BACKGROUND OF THE INVENTION
A need exists in the art for a method for time-scale modification
of acoustic signals such as speech or music and, in particular, a
need exists for such a method which will provide time-scale
modification without modifying the pitch or local period of the
time-scale modified signals. Thus, a need exists for a method for
changing the perceived rate of articulation while ensuring that the
local pitch period of the resulting signal remains unchanged, i.e.,
there are no "Alvin the Chipmunk" effects, and that no audible
splicing, reverberation, or other artifacts are introduced.
Specifically, time-scale modification ("TSM") of a signal by
time-scale compression, i.e., a method for speeding-up a playback
rate of the signal, or by time-scale expansion, i.e., a method for
slowing-down the playback rate of the signal, is needed to match
the time-scale of the signal with a predetermined duration. For
example, TSM can be used: (a) by a radio station to speed up dance
music; (b) by a blind person to speed up a recorded lecture; (c) by
a student of a foreign language to slow down instructional
material; (d) by an editor to synchronize a dubbed sound track with
a video signal and to compress them into convenient time slots; (e)

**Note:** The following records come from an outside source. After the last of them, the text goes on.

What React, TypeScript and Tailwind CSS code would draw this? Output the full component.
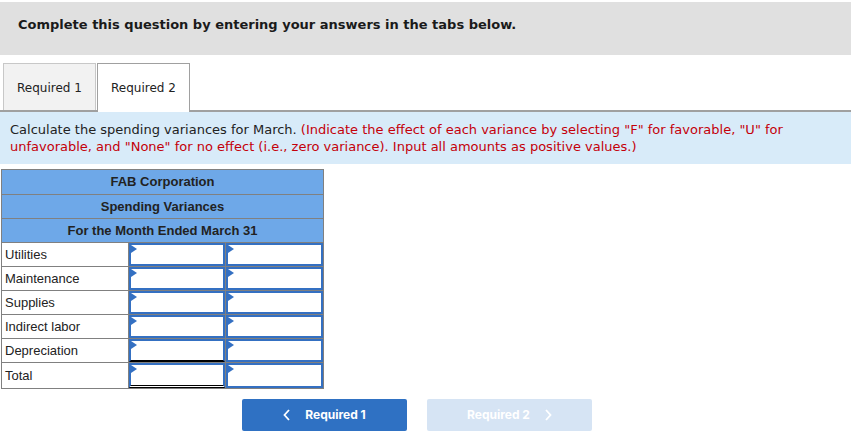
import React from "react"

const rows = ["Utilities", "Maintenance", "Supplies", "Indirect labor", "Depreciation", "Total"]

function Cell({ under }: { under?: "single" | "double" }) {
  const bottom =
    under === "single"
      ? "border-b-2 border-b-black"
      : under === "double"
      ? "border-b-[3px] border-double border-b-black"
      : ""
  return (
    <div className="w-[98px] border-l border-[#808080]">
      <div className={`relative h-full border-2 border-[#3470c2] bg-white ${bottom}`}>
        <span className="absolute left-0 top-0 h-0 w-0 border-y-[4px] border-l-[6px] border-y-transparent border-l-[#3470c2]" />
      </div>
    </div>
  )
}

export default function App() {
  return (
    <div className="w-[856px] h-[439px] bg-white" style={{ fontFamily: "'DejaVu Sans', Verdana, sans-serif" }}>
      <div className="pt-[2px] pr-[5px]">
        <div className="h-[53px] bg-[#e0e0e0] flex items-center pl-[18px] pb-[8px]">
          <span className="text-[13px] font-bold text-[#1a1a1a]">Complete this question by entering your answers in the tabs below.</span>
        </div>

        <div className="mt-[8px] flex items-start gap-px pl-[3px] border-b-2 border-[#a0a0a0]">
          <div className="h-[47px] w-[93px] bg-[#f2f2f2] border border-b-0 border-[#c8c8c8] flex items-center justify-center pt-[2px] text-[12px] text-[#222]">
            Required 1
          </div>
          <div className="h-[49px] w-[93px] bg-white border border-b-0 border-[#a0a0a0] flex items-center justify-center text-[12px] text-[#222] -mb-[2px] relative">
            Required 2
          </div>
        </div>

        <div className="h-[52px] bg-[#d8ebf9] pl-[10px] pt-[9px] text-[13px] leading-[17px] text-[#222]">
          Calculate the spending variances for March.{" "}
          <span className="text-[#c4000a]">
            (Indicate the effect of each variance by selecting "F" for favorable, "U" for unfavorable, and "None" for no effect (i.e., zero variance). Input all amounts as positive values.)
          </span>
        </div>
      </div>

      <div className="mt-[5px] ml-[1px] w-[323px] border border-[#808080]" style={{ fontFamily: "'Liberation Sans', Arial, sans-serif" }}>
        {["FAB Corporation", "Spending Variances", "For the Month Ended March 31"].map((t, i) => (
          <div key={t} className={`h-[24px] bg-[#6ea8e8] flex items-center justify-center text-[13px] font-bold text-[#222] ${i > 0 ? "border-t border-[#808080]" : ""}`}>
            {t}
          </div>
        ))}
        {rows.map((r, i) => (
          <div key={r} className={`flex border-t border-[#808080] ${i === 5 ? "h-[26px]" : "h-[24px]"}`}>
            <div className="w-[126px] pl-[3px] flex items-center text-[13px] text-[#222]">{r}</div>
            <Cell under={i === 4 ? "single" : i === 5 ? "double" : undefined} />
            <Cell />
          </div>
        ))}
      </div>

      <div className="mt-[10px] flex gap-[20px] pl-[242px]" style={{ fontFamily: "Inter, 'Liberation Sans', sans-serif" }}>
        <div className="h-[32px] w-[165px] rounded-[2px] bg-[#2f71c3] flex items-center justify-center gap-[14px] text-white text-[12px] font-bold">
          <svg width="8" height="12" viewBox="0 0 8 12" fill="none" stroke="white" strokeWidth="1.8"><path d="M6 1 1.5 6 6 11" /></svg>
          Required 1
        </div>
        <div className="h-[32px] w-[165px] rounded-[2px] bg-[#d6e4f4] flex items-center justify-center gap-[14px] text-white text-[12px] font-bold">
          Required 2
          <svg width="8" height="12" viewBox="0 0 8 12" fill="none" stroke="white" strokeWidth="1.8"><path d="M2 1 6.5 6 2 11" /></svg>
        </div>
      </div>
    </div>
  )
}
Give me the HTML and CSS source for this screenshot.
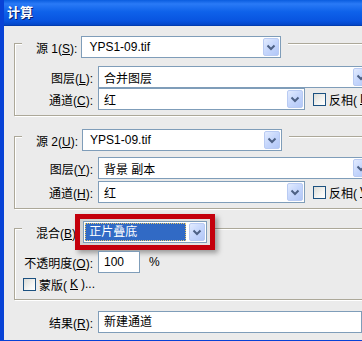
FILE: index.html
```html
<!DOCTYPE html>
<html lang="zh-CN">
  <head>
    <meta charset="UTF-8" />
    <title>计算</title>
    <link rel="stylesheet" href="styles.css">
  </head>
  <body>
    <div class="window">
      <div class="titlebar">计算</div>

      <div class="client">
        <!-- 源 1 -->
        <div class="group g-src1">
          <div class="legend">
            <span class="legend-label">源 1(<u>S</u>):</span>
            <div class="combo combo-src">
              <span class="combo-text">YPS1-09.tif</span>
              <span class="drop"><svg width="16" height="18" viewBox="0 0 16 18"><path d="M4.5 7.5 L8 11 L11.5 7.5" fill="none" stroke="#4d6185" stroke-width="2"/></svg></span>
            </div>
          </div>
          <div class="row row-first">
            <span class="label">图层(<u>L</u>):</span>
            <div class="combo combo-wide">
              <span class="combo-text">合并图层</span>
              <span class="drop"><svg width="16" height="18" viewBox="0 0 16 18"><path d="M4.5 7.5 L8 11 L11.5 7.5" fill="none" stroke="#4d6185" stroke-width="2"/></svg></span>
            </div>
          </div>
          <div class="row">
            <span class="label">通道(<u>C</u>):</span>
            <div class="combo combo-chan">
              <span class="combo-text">红</span>
              <span class="drop"><svg width="16" height="18" viewBox="0 0 16 18"><path d="M4.5 7.5 L8 11 L11.5 7.5" fill="none" stroke="#4d6185" stroke-width="2"/></svg></span>
            </div>
            <span class="check"><span class="box"></span>反相(<u>I</u>)</span>
          </div>
        </div>

        <!-- 源 2 -->
        <div class="group g-src2">
          <div class="legend">
            <span class="legend-label">源 2(<u>U</u>):</span>
            <div class="combo combo-src">
              <span class="combo-text">YPS1-09.tif</span>
              <span class="drop"><svg width="16" height="18" viewBox="0 0 16 18"><path d="M4.5 7.5 L8 11 L11.5 7.5" fill="none" stroke="#4d6185" stroke-width="2"/></svg></span>
            </div>
          </div>
          <div class="row row-first">
            <span class="label">图层(<u>Y</u>):</span>
            <div class="combo combo-wide">
              <span class="combo-text">背景 副本</span>
              <span class="drop"><svg width="16" height="18" viewBox="0 0 16 18"><path d="M4.5 7.5 L8 11 L11.5 7.5" fill="none" stroke="#4d6185" stroke-width="2"/></svg></span>
            </div>
          </div>
          <div class="row">
            <span class="label">通道(<u>H</u>):</span>
            <div class="combo combo-chan">
              <span class="combo-text">红</span>
              <span class="drop"><svg width="16" height="18" viewBox="0 0 16 18"><path d="M4.5 7.5 L8 11 L11.5 7.5" fill="none" stroke="#4d6185" stroke-width="2"/></svg></span>
            </div>
            <span class="check"><span class="box"></span>反相(<u>V</u>)</span>
          </div>
        </div>

        <!-- 混合 -->
        <div class="group g-blend">
          <div class="legend">
            <span class="legend-label">混合(<u>B</u>):</span>
            <div class="highlight">
              <div class="combo combo-blend">
                <span class="selected">正片叠底</span>
                <span class="drop"><svg width="16" height="18" viewBox="0 0 16 18"><path d="M4.5 7.5 L8 11 L11.5 7.5" fill="none" stroke="#4d6185" stroke-width="2"/></svg></span>
              </div>
            </div>
          </div>
          <div class="row row-first">
            <span class="label">不透明度(<u>O</u>):</span>
            <div class="field field-opacity">100</div>
            <span class="percent">%</span>
          </div>
          <div class="row row-mask">
            <span class="check"><span class="box"></span>蒙版(<u>K</u>)...</span>
          </div>
        </div>

        <!-- 结果 -->
        <div class="row row-result">
          <span class="label">结果(<u>R</u>):</span>
          <div class="field field-result">新建通道</div>
        </div>
      </div>
    </div>
  </body>
</html>
```

FILE: styles.css
```css
* {
  margin: 0;
  padding: 0;
  box-sizing: border-box;
}

body {
  width: 362px;
  height: 341px;
  overflow: hidden;
  background: #ebebeb;
  font-family: 'Liberation Sans', 'Noto Sans CJK SC', sans-serif;
  font-size: 12px;
  color: #000;
}

u {
  text-decoration: underline;
  text-underline-offset: 1px;
}

.window {
  height: 341px;
  border-left: 4px solid #0842d6;
  border-bottom: 1px solid #0842d6;
  overflow: hidden;
}

.titlebar {
  height: 26px;
  line-height: 25px;
  padding-left: 3px;
  color: #fff;
  font-size: 13px;
  font-weight: bold;
  text-shadow: 1px 1px 0 #0a1f6d;
  background: linear-gradient(#0a5ddf 0%, #2a7af6 15%, #0e62ea 45%, #0854e0 80%, #0446c8 96%, #003399 100%);
}

.client {
  padding-left: 10px;
}

/* Cadres gravés */
.group {
  margin-right: -60px;
  border: 1px solid #aca899;
  box-shadow: inset 1px 1px 0 #fff, 1px 1px 0 #fff;
  padding-bottom: 5px;
}

.g-src1 {
  margin-top: 17px;
}

.g-src2 {
  margin-top: 20px;
}

.g-blend {
  margin-top: 19px;
  padding-bottom: 7px;
}

.legend {
  display: flex;
  align-items: center;
  width: max-content;
  height: 22px;
  margin: -8px 0 0 7px;
  padding: 0 7px 0 14px;
  background: #ebebeb;
}

.legend-label {
  margin-right: 4px;
  white-space: nowrap;
}

.row {
  display: flex;
  align-items: center;
  height: 22px;
}

.g-src1 .row-first {
  margin-top: 8px;
}

.g-src2 .row-first {
  margin-top: 6px;
}

.g-src2 .row + .row {
  margin-top: 2px;
}

.g-blend .row-first {
  margin-top: 8px;
}

.label {
  width: 78px;
  flex: none;
  margin-right: 5px;
  text-align: right;
  white-space: nowrap;
}

/* Listes déroulantes */
.combo {
  display: flex;
  align-items: center;
  height: 22px;
  padding: 1px;
  border: 1px solid #7f9db9;
  background: #fff;
  flex: none;
  white-space: nowrap;
}

.combo-text {
  flex: 1;
  padding-left: 4px;
}

.combo-src {
  width: 200px;
}

.combo-src .combo-text {
  padding-left: 6px;
}

.combo-wide {
  width: 273px;
}

.combo-chan {
  width: 207px;
}

.drop {
  display: block;
  width: 16px;
  height: 18px;
  border: 1px solid #b9cbf3;
  border-radius: 2px;
  background: linear-gradient(135deg, #e2ebfe 0%, #c5d6fc 50%, #b2c7f7 100%);
}

.drop svg {
  display: block;
  margin: -1px;
}

.check {
  display: flex;
  align-items: center;
  gap: 3px;
  margin-left: 8px;
  white-space: nowrap;
}

.box {
  width: 13px;
  height: 13px;
  border: 1px solid #1c5180;
  background: linear-gradient(135deg, #dcdcd7 0%, #f4f4f2 60%, #fff 100%);
}

/* Mise en évidence rouge */
.highlight {
  margin: -7px -8px -7px -8px;
  padding: 2px 3px;
  border: 5px solid #c4000c;
  background: linear-gradient(135deg, #cfcfcf, #e6e6e6);
  box-shadow: 3px 3px 5px rgba(0, 0, 0, 0.35);
}

.combo-blend {
  width: 124px;
}

.selected {
  flex: 1;
  height: 18px;
  line-height: 16px;
  margin-right: 3px;
  padding-left: 3px;
  color: #fff;
  background: #316ac5;
  border: 1px dotted #e8c86a;
}

.field {
  height: 22px;
  line-height: 20px;
  border: 1px solid #7f9db9;
  background: #fff;
  padding-left: 5px;
  white-space: nowrap;
}

.field-opacity {
  width: 42px;
}

.percent {
  margin-left: 9px;
}

.row-mask {
  height: 16px;
  margin-top: 3px;
}

.row-result {
  margin-top: 11px;
}

.row-result .label {
  width: 79px;
}

.field-result {
  width: 300px;
}
```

by a secretary to slow down or speed up a dictation tape for
transcription; (f) by a voicemail system to provide a message to a
listener at a faster or slower rate than that at which the message
was recorded; and so forth.
When a segment of an input signal is compressed to speed-up the
signal, the informational content of the compressed signal is
reduced relative to that contained in the input signal to produce
an output segment of shorter duration. Ideally, compression should
delete an integer multiple of local pitch periods and these
deletions should be distributed evenly throughout the input
segment. Further, to preserve intelligibility, no phoneme should be
removed completely.
When a segment of an input signal is expanded to slow-down the
signal, the information content of the expanded signal is increased
relative to that contained in the input signal to produce an output
segment of longer duration. Ideally, expansion should insert
additional pitch periods which are distributed evenly throughout
the input segment. This proves to be difficult in practice,
however, since the local pitch period varies across phonemes and
may be difficult to gauge during nonperiodic portions of a speech
signal such as fricatives.
Several methods have been developed in the prior art to provide
TSM. Previously, TSM was accomplished using three basic methods:
frequency domain processing methods, analysis/synthesis methods,
and time-domain processing methods. However, all of these prior art
methods have drawbacks. For example, an article entitled "Signal
Estimation from Modified Short-Time Fourier Transform" by D. W.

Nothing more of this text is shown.